HC Deb 30 July 1963 vol 682 cc208-9
5. Mr. Turton

asked the Secretary for Technical Co-operation whether he will extend the services of the Overseas Services Resettlement Bureau to include United Kingdom domiciled officers on local pay who have suffered loss of career because of the grant of self-government and independence to the countries of the old Colonial Empire.

Mr. R. Carr

No, Sir. The Bureau was established to assist the resettlement of officers who were recruited by the Secretary of State, or through the Crown Agents, and for whom Her Majesty's Government thus have a special responsibility. To extend its scope to other categories of people would weaken its ability to help those for whom we have this particular responsibility.

Mr. Turton

Does not my right hon. Friend appreciate that these men whom he is refusing to help are regarded as expatriate and expendable by the newly independent Governments? Does not he acknowledge the even greater moral obligation to help these men over those in the overseas service who are not domiciled in this country and who are citizens of other countries such as the Republic of South Africa and Germany?

Mr. Carr

This is a difficult question. We want to help all these people. It is a matter of the best way to do it. We feel that we have a special responsibility to those whom we actually recruited, and if we were to open this Bureau's services to a very much larger number we should, to that extent, weaken our ability to help those for whom we have this special responsibility.

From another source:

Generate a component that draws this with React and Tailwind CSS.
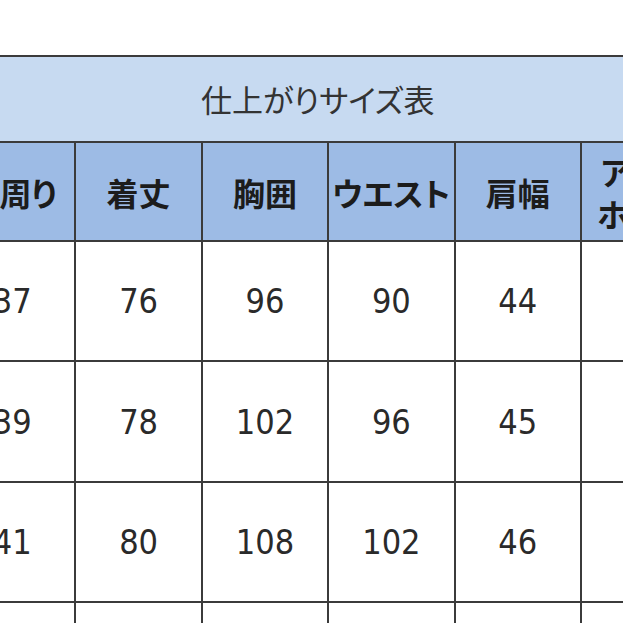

I hope that my right hon. Friend will not forget that, for example, in the professional and executive register at the Ministry of Labour there is a very good appointments service available to anybody who wants jobs at this level.

Mr. Turton

My right hon. Friend must accept a higher measure of responsibility to British ex-Service men who have been serving this country overseas than to Germans and South Africans to whom we have no obligation.

Mr. Carr

Yes, but we feel that our special responsibility is to those whom we actually recruit. The vast majority of these are British citizens. The fact that a few people who were recruited in this country happened to be citizens of countries other than Britain does not seem to us to alter the principle.